Friday, November 07, 2008

Education at Rome

My year 8 class has recently been looking at what school would have been like in Roman times. Here is what my Oxford Companion to Classical Literature has to say about education at Rome:

"Education at Rome in the very earliest republican times was very limited in extent, and chiefly given in the home. There was a good training in religious cults, duty to the state, modesty of demeanour, and physical activity; an education calculated to produce frugal, hardy, patriotic industrious citizens, but intellectually narrow. Children were shown the imagines or busts of their ancestors and taught to read the inscriptions recounting their exploits. They were taken to hear the encomiums on great Romans who died. They learnt by heart the Twelve Tables of the law. We read that old Cato himself taught his son his letters, the laws of Rome, and bodily exercises.

"Later as a result of contact with Hellenic civilization, education was entrusted to a tutor or a school; the teachers were often slaves or freedmen, frequently Greeks, and the pupils were taught, among other things, sententiae or moral maxims, besides reading, writing, and calculation. A characteristic figure, introduced under Greek influences, was the paedogogus, a slave who attended the boy to school, waited for him there, and brought him home; he taught the boy to speak Greek and looked after his manners and morals.

"There was also the higher school of the grammaticus, where the teaching was literary, in Latin and Greek, language, grammar, metre, style and the subject-matter of poems. Under Greek influences music and dancing were introduced into education; these, and especially the latter, were not looked upon with favour by conservative Romans. The only physical training that they approved of was such as would fit young men for war.

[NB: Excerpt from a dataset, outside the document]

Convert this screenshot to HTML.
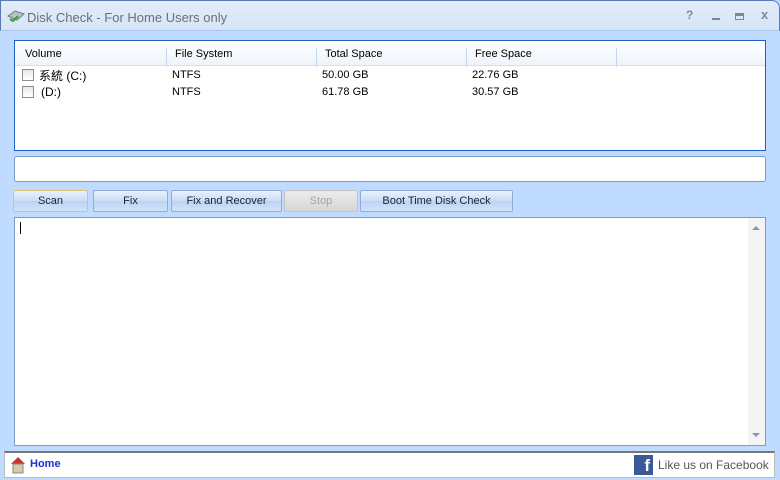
<!DOCTYPE html>
<html><head><style>
*{box-sizing:border-box;margin:0;padding:0}
body{width:780px;height:480px;overflow:hidden;font-family:"Liberation Sans","Noto Sans CJK SC",sans-serif;font-size:11px;background:#bfdbff;position:relative}
.abs{position:absolute}
.title{left:0;top:0;width:780px;height:31px;background:linear-gradient(#e3edfa,#d5e4f7);border:1px solid #587ab0;border-bottom:1px solid #a9c6ec;border-radius:0 8px 0 0}
.title span{position:absolute;left:26px;top:9px;font-size:13px;color:#6a6f7c}
.list{left:14px;top:40px;width:752px;height:111px;background:#fff;border:1px solid #1c62c4}
.hdr{position:absolute;left:0;top:0;width:750px;height:25px;background:linear-gradient(#fff,#eef4fc);border-bottom:1px solid #d5e0ee}
.hdr div{position:absolute;top:7px}
.sep{position:absolute;top:3px;width:1px;height:19px;background:#c6d7ec}
.row div{position:absolute}
.cb{width:12px;height:12px;border:1px solid #8f8f8f;background:linear-gradient(#e8e8e8,#fff)}
.prog{left:14px;top:156px;width:752px;height:26px;background:#fff;border:1px solid #7a9cc6;border-radius:3px}
.btn{top:190px;height:22px;border:1px solid #8fadd6;border-radius:2px;background:linear-gradient(#e9f1fc,#c9dcf5 50%,#bcd3f1 51%,#d2e3f8);text-align:center;line-height:20px;color:#15233a}
.txt{left:14px;top:217px;width:752px;height:229px;background:#fff;border:1px solid #7a9cc6}
.status{left:4px;top:451px;width:771px;height:27px;background:#fff;border:1px solid #bbb;border-top:2px solid #777}
</style></head><body>
<div class="abs title">
<svg style="position:absolute;left:6px;top:9px" width="18" height="12"><path d="M1 6 L8 1 L17 4 L10 10 Z" fill="#b9c2c8" stroke="#6f7a80"/><path d="M3 9l3 2 5-5" stroke="#3a9a3a" stroke-width="2" fill="none"/></svg>
<span>Disk Check - For Home Users only</span>
<span style="left:685px;top:7px;font-weight:bold;color:#7a8aa5;font-size:12px">?</span>
<div class="abs" style="left:711px;top:17px;width:8px;height:2px;background:#7d8799"></div>
<div class="abs" style="left:734px;top:12px;width:9px;height:7px;border:1px solid #7d8799;border-top:3px solid #7d8799"></div>
<span style="left:760px;top:6px;font-weight:bold;color:#7a8aa5;font-size:13px">x</span>
</div>
<div class="abs list">
<div class="hdr">
<div style="left:10px">Volume</div><div class="sep" style="left:151px"></div>
<div style="left:160px">File System</div><div class="sep" style="left:301px"></div>
<div style="left:310px">Total Space</div><div class="sep" style="left:451px"></div>
<div style="left:460px">Free Space</div><div class="sep" style="left:601px"></div>
</div>
<div class="row">
<div class="cb" style="left:7px;top:28px"></div><div style="left:24px;top:26px;font-size:12px">系統 (C:)</div>
<div style="left:157px;top:28px">NTFS</div><div style="left:307px;top:28px">50.00 GB</div><div style="left:457px;top:28px">22.76 GB</div>
<div class="cb" style="left:7px;top:45px"></div><div style="left:26px;top:44px;font-size:12px">(D:)</div>
<div style="left:157px;top:45px">NTFS</div><div style="left:307px;top:45px">61.78 GB</div><div style="left:457px;top:45px">30.57 GB</div>
</div></div>
<div class="abs prog"></div>
<div class="abs btn" style="left:13px;width:75px;border-color:#e0c070">Scan</div>
<div class="abs btn" style="left:93px;width:75px">Fix</div>
<div class="abs btn" style="left:171px;width:111px">Fix and Recover</div>
<div class="abs btn" style="left:284px;width:74px;background:linear-gradient(#ececec,#d6d6d6);border-color:#c4c4c4;color:#a5a5a5">Stop</div>
<div class="abs btn" style="left:360px;width:153px">Boot Time Disk Check</div>
<div class="abs txt">
<div class="abs" style="left:5px;top:4px;width:1px;height:12px;background:#000"></div>
<div class="abs" style="left:733px;top:0;width:17px;height:227px;background:#f4f4f4"></div>
<div class="abs" style="left:737px;top:8px;border:4px solid transparent;border-bottom:4px solid #8a96b4;border-top:0"></div>
<div class="abs" style="left:737px;top:215px;border:4px solid transparent;border-top:4px solid #8a96b4;border-bottom:0"></div>
</div>
<div class="abs status">
<svg style="position:absolute;left:4px;top:2px" width="18" height="20"><path d="M2 9 L9 2 L16 9 Z" fill="#c0392b"/><rect x="4" y="9" width="10" height="9" fill="#d9c8a8" stroke="#888"/></svg>
<span style="position:absolute;left:25px;top:5px;color:#1b30d0;font-weight:bold;font-size:11px">Home</span>
<div class="abs" style="left:629px;top:2px;width:19px;height:20px;background:#3b5998;color:#fff;font-weight:bold;font-size:17px;text-align:right;padding-right:3px;line-height:22px">f</div>
<span style="position:absolute;left:653px;top:5px;color:#555;font-size:12px">Like us on Facebook</span>
</div>
</body></html>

"After a Roman youth had assumed the toga virilis, he might be attached as a pupil to an advocate or sent to receive training in oratory under a rhetorician. He might also study philosophy at Rome, or go for this purpose to Athens, Rhodes or some other Greek educational centre; Caesar, Cicero, Octavian, Horace, all went abroad for study. The effect of all the rhetorical education of later republican and early imperial times is seen even in Virgil, more in Ovid, and especially in Lucan and Seneca.

"It may be added that it was not until the middle of the 1st c. A.D. that the State attempted to any control of education; Vespasian instituted State professorships at Rome in Greek and Latin rhetoric, and Hadrian founded a chair of Greek rhetoric at Athens. The salary assigned by Vespasian to the professors was 100,000 sesterces, equal to the salaries in the second grade of the Roman civil service."


Tacitus gives us a good example of a traditional, conservative Roman attitude towards education, as practised by a range of famous Romans:

Nam pridem suus cuique filius, ex casta parente natus, non in cellula emptae nutricis, sed gremio ac sinu matris educabatur. Sic Corneliam Gracchorum, sic Aureliam Caesaris, sic Atiam Augusti matrem praefuisse educationibus ac produxisse principes liberos accepimus.

For in the good old days, every son, born from a chaste mother, was brought up not in the chamber of a hired nurse, but in the lap and bosom of his mother. We are told that Cornelia, the mother of the Gracchi was in charge of their upbringing in this way, and in the same way Aurelia the mother of Caesar and Atia of Augustus, and that they produced children who became great leaders.